Não surpreende assim que o argumento
reducionista prevalecente atribua aos acordos globais e inter-regionais
favorecer sobretudo as grandes corporações transnacionais, em detrimento da robustez
econômica dos países desenvolvidos participantes e da qualidade de vida de seus
trabalhadores. Um efeito perceptível desse fenômeno seria a “convergência
salarial” em curso, refletida nos aumentos espetaculares da remuneração na
China, em contraste com os níveis praticados nos EUA (onde se mantiveram basicamente
estáveis, mas declinantes em termos relativos). O que explicaria porque o tema
da “desigualdade” - talvez pela primeira vez - domine o discurso dos dois
principais contendores. No caso de Trump - que se propõe a resgatar o padrão de
vida e os valores da classe média branca americana - por oportunismo ou
clarividência; no caso de Hillary – à caça dos votos afro-americanos e
hispânicos - por coerência com o histórico
apoio dos democratas às causas das minorias e para atender os reclamos dos
contingentes de desempregados de indústrias tornadas fantasmas .

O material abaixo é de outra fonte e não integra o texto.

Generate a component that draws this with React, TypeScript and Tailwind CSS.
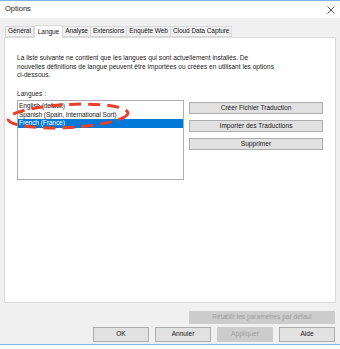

No Velho Continente, a exígua vitória da
decisão em favor da saída do Reino Unido da União Europeia (conhecida como Brexit) responde a um somatório de
causas, embora sejam maliciosamente debitadas quase que exclusivamente a maquinações
da direita eurocética. O que significa desconsiderar tanto a crença crescente
nesses países de que a globalização é a culpada pela perda dos empregos das
classes de baixa renda e de menor qualificação, quanto o desconforto com a
integração regional. A UE e sua política social são responsabilizadas por
estímulos à imigração (implícitos nos planos de reassentamento), e por sua
incapacidade, reticência ou indisposição de conter as sucessivas levas de refugiados
(oriundos de áreas conflagradas no Oriente Médio e na África), vistos como uma
sobrecarga fiscal e como potencial massa de manobra para os organizadores de atentados
terroristas na Europa. Além disso, os súditos de Sua Majestade – acostumados à
menor interferência do Estado após as reformas introduzidas no período Thatcher
- terão reagido também ao discurso dos
que estimam haver uma excessiva interferência dos eurocratas em Bruxelas na
regulamentação da vida dos cidadãos e das empresas (de que os critérios para
definir o ângulo da curvatura do pepino são a aberração mais eloquente).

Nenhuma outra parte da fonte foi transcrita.